The claimed 2.5Ohms@12kHz should be no problem to any decent amp.

The second problem with ESLs is that most amps feature global feedback. The capacity the ESL presents modifies the feedback loop and as such influences the ´behaviour´ of the amp immidiately and very effective. The amp even can change its behaviour from amplification to oscillation. Its up to the designer to implement ´reserves´ for capacitive loading and to make the amps behaviour stable. But those techniques usually reduce bandwidth and give worse specs on paper. Especially amps that claim excessive high bandwidths (>>50kHz) are prone to oscillation.

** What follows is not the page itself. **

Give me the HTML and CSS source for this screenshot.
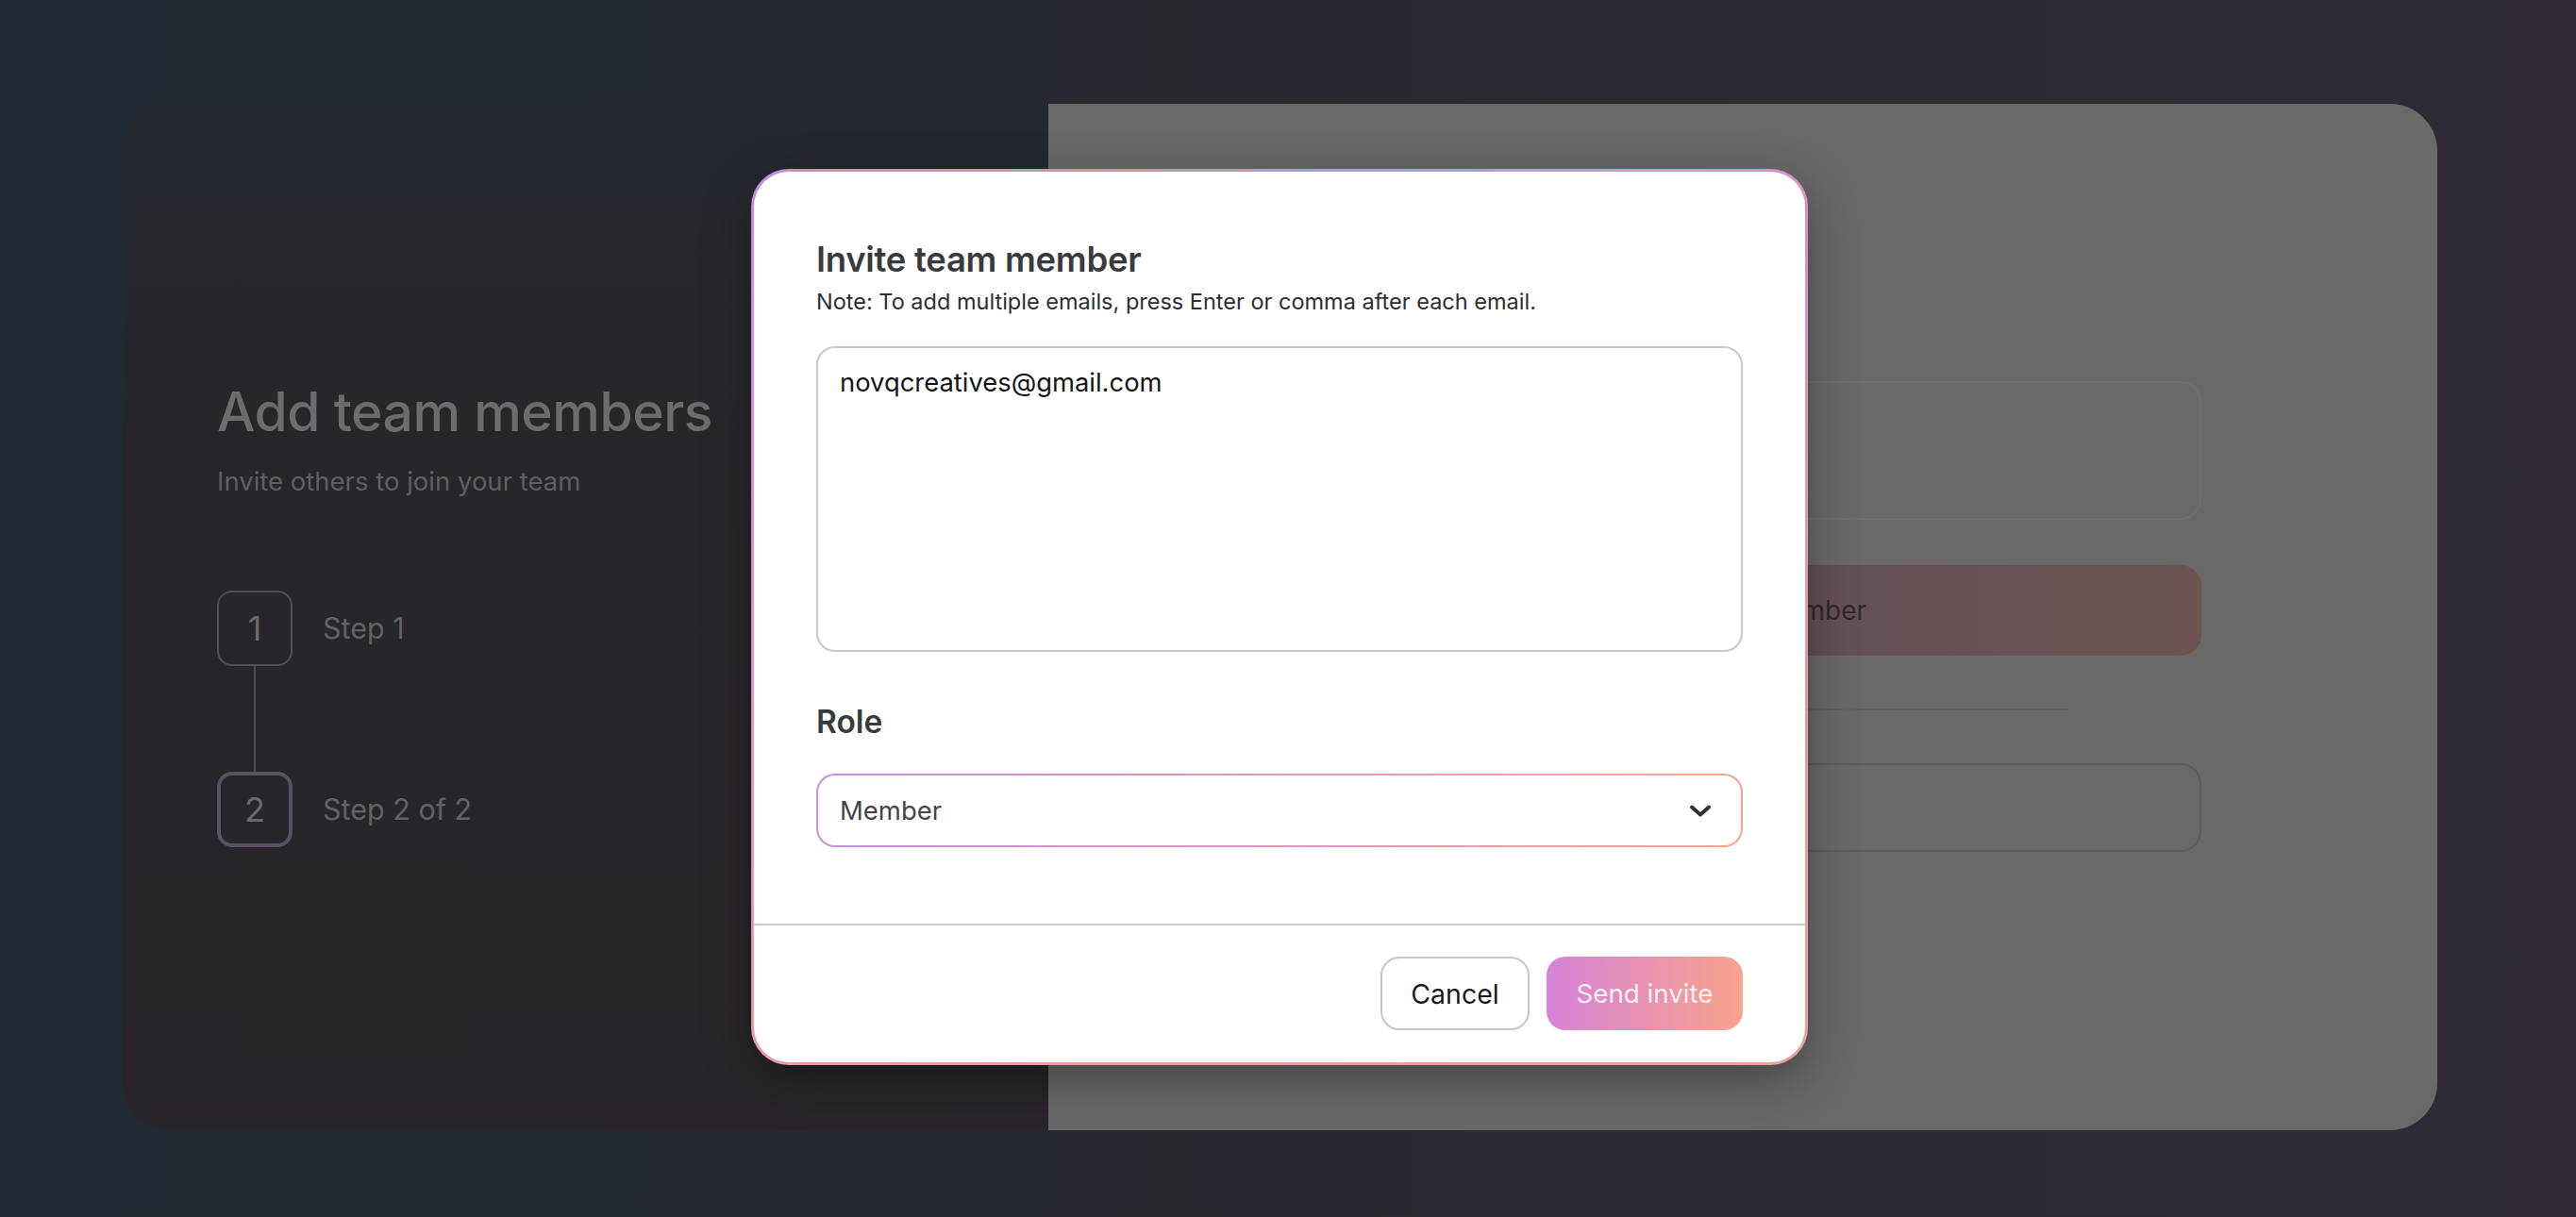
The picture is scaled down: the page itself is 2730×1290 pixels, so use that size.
FILE: index.html
```html
<!DOCTYPE html>
<html lang="en">
<head>
<meta charset="utf-8">
<title>Add team members</title>
<link rel="stylesheet" href="styles.css">
</head>
<body>
<div class="page">
  <div class="card">
    <section class="left">
      <h1 class="left-title">Add team members</h1>
      <p class="left-sub">Invite others to join your team</p>
      <div class="steps">
        <div class="step">
          <div class="step-box">1</div>
          <span class="step-label">Step 1</span>
        </div>
        <div class="step-line"></div>
        <div class="step">
          <div class="step-box step-box-active">2</div>
          <span class="step-label">Step 2 of 2</span>
        </div>
      </div>
    </section>
    <section class="right">
      <div class="right-inner">
        <div class="ghost-input ghost-tall"></div>
        <div class="ghost-button">Invite team member</div>
        <div class="ghost-divider"></div>
        <div class="ghost-input ghost-short"></div>
      </div>
    </section>
  </div>

  <div class="modal">
    <div class="modal-body">
      <h2 class="modal-title">Invite team member</h2>
      <p class="modal-note">Note: To add multiple emails, press Enter or comma after each email.</p>
      <div class="email-box">novqcreatives@gmail.com</div>
      <h3 class="role-label">Role</h3>
      <div class="select">
        <span class="select-value">Member</span>
        <svg class="chevron" width="24" height="15" viewBox="0 0 24 15" fill="none">
          <path d="M3 3.5l9 8 9-8" stroke="#2f3338" stroke-width="4" stroke-linecap="round" stroke-linejoin="round"/>
        </svg>
      </div>
    </div>
    <div class="modal-footer">
      <button class="btn btn-cancel">Cancel</button>
      <button class="btn btn-send">Send invite</button>
    </div>
  </div>
</div>
</body>
</html>
```

FILE: styles.css
```css
* { box-sizing: border-box; }

html, body {
  margin: 0;
  padding: 0;
}

body {
  width: 2730px;
  height: 1290px;
  overflow: hidden;
  font-family: "Inter", "Noto Sans", sans-serif;
  background: linear-gradient(90deg, #212a33 0%, #27292f 45%, #2d2a33 75%, #302b37 100%);
}

.page {
  position: relative;
  width: 2730px;
  height: 1290px;
  padding: 110px 147px 92px 130px;
}

.card {
  display: flex;
  height: 1088px;
  border-radius: 50px;
  overflow: hidden;
}

.left {
  width: 981px;
  background: linear-gradient(180deg, #25292f 0%, #27262a 40%, #29252a 100%);
  display: flex;
  flex-direction: column;
  justify-content: center;
  padding: 0 0 6px 100px;
}

.left-title {
  margin: 0;
  font-size: 57px;
  font-weight: 500;
  line-height: 64px;
  color: #6c6c6e;
  letter-spacing: -0.5px;
}

.left-sub {
  margin: 24px 0 0;
  font-size: 27.5px;
  line-height: 34px;
  color: #5f5f62;
}

.steps {
  margin-top: 99px;
  display: flex;
  flex-direction: column;
}

.step {
  display: flex;
  align-items: center;
  gap: 32px;
}

.step-box {
  width: 80px;
  height: 80px;
  border: 2px solid #504f54;
  border-radius: 16px;
  display: flex;
  align-items: center;
  justify-content: center;
  font-size: 36px;
  color: #6a6a6c;
}

.step-box-active {
  border: 4px solid #5a5166;
}

.step-label {
  font-size: 30.5px;
  color: #626265;
}

.step-line {
  width: 2px;
  height: 112px;
  margin-left: 39px;
  background: #4b4a4f;
}

.right {
  flex: 1;
  background: #696969;
  display: flex;
  justify-content: center;
}

.right-inner {
  width: 972px;
  padding-top: 294px;
  display: flex;
  flex-direction: column;
  align-items: center;
}

.ghost-input {
  width: 100%;
  border: 2px solid #6f6f6f;
  border-radius: 22px;
}

.ghost-tall {
  height: 147px;
}

.ghost-short {
  height: 94px;
  border-color: #5d5d5d;
  margin-top: 56px;
}

.ghost-button {
  width: 100%;
  height: 96px;
  margin-top: 48px;
  border-radius: 22px;
  background: linear-gradient(90deg, #5d4d5e 0%, #644f57 50%, #6a5350 100%);
  color: #2f2a2c;
  font-size: 28px;
  display: flex;
  align-items: center;
  justify-content: center;
}

.ghost-divider {
  width: 690px;
  height: 2px;
  margin-top: 56px;
  background: #606060;
}

/* Modal */
.modal {
  position: absolute;
  left: 796px;
  top: 179px;
  width: 1120px;
  height: 950px;
  border: 3px solid transparent;
  border-radius: 40px;
  background:
    linear-gradient(#ffffff, #ffffff) padding-box,
    linear-gradient(160deg, #c18cdc 0%, #d993c4 35%, #e59aa7 65%, #eba29c 100%) border-box;
  box-shadow: 0 16px 50px rgba(0, 0, 0, 0.35);
  display: flex;
  flex-direction: column;
}

.modal-body {
  flex: 1;
  padding: 73px 66px 0;
}

.modal-title {
  margin: 0;
  font-size: 36.5px;
  line-height: 41px;
  font-weight: 600;
  color: #3a3a3c;
  letter-spacing: -0.3px;
}

.modal-note {
  margin: 9px 0 0;
  font-size: 23.5px;
  line-height: 29px;
  color: #2e2e30;
}

.email-box {
  margin-top: 33px;
  height: 324px;
  border: 2px solid #c9c9cb;
  border-radius: 20px;
  padding: 19px 23px;
  font-size: 27.4px;
  line-height: 35px;
  color: #151515;
}

.role-label {
  margin: 54px 0 0;
  font-size: 33.5px;
  line-height: 41px;
  font-weight: 600;
  color: #3a3a3c;
}

.select {
  margin-top: 34px;
  height: 78px;
  border: 2px solid transparent;
  border-radius: 20px;
  background:
    linear-gradient(#ffffff, #ffffff) padding-box,
    linear-gradient(90deg, #c392d6 0%, #d79ac0 50%, #f0a78f 100%) border-box;
  display: flex;
  align-items: center;
  justify-content: space-between;
  padding: 0 31px 0 23px;
}

.select-value {
  font-size: 27.5px;
  color: #444446;
}

.chevron {
  display: block;
}

.modal-footer {
  border-top: 2px solid #cbcbcd;
  padding: 33px 66px 34px;
  display: flex;
  justify-content: flex-end;
  gap: 18px;
}

.btn {
  height: 78px;
  border-radius: 20px;
  font-family: inherit;
  cursor: pointer;
}

.btn-cancel {
  width: 158px;
  background: #ffffff;
  border: 2px solid #c6c6c8;
  color: #1a1a1a;
  font-size: 28.5px;
}

.btn-send {
  width: 208px;
  border: none;
  background: linear-gradient(90deg, #d583db 0%, #e792b0 50%, #f8a48c 100%);
  color: rgba(255, 255, 255, 0.88);
  font-size: 27.7px;
}
```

The JRM panels seem all to be of the non-segmented type (high capacitance), but the trannies look more of the lossy type (though apart from the 50:1-version their transformation factors are higher than its useful for such panels), so you might get along with a chip amp, or a modificated chipamp .
From the specs the JRM trannies are rated at 4.5kV maximum, which translates to ~16Vrms input voltage, ~32W@8Ohms). So a high power amp would mean trouble over time (flashovers internal to the trannies, that destroy the part).
Modifications to a chip amp could be: reducing bandwidth, adding compensation networks, parallel devices, larger valued power transformer, increasing power supply capacitance.
In discrete designs working with emitter followers or source followers it sometimes helps to cut the feedback loop at the output node and take the feedback from before the power stage (see Erno Borbely´s Class A MOSFET amps as example of this technique).
Switching amps which are normally well suited to drive such reactive loads fall out of count here because of the low quality of the audio trannies (it leads in conjunction with the output filter of the amp to insufficient bandwidth). And sure they are low quality as you can see that the impedance minimum is at a low 12kHz (that is the niveau you can already reach with cheap and simple EI-power trannies! And those are more robust too voltage wise).
Above this frequency the response drops by 12dB/oct. Subtract even a more couple of dBs if they still use half micron films for the diaphragm.
So You might try with a single chip amp, but be prepared that you might have to modify it.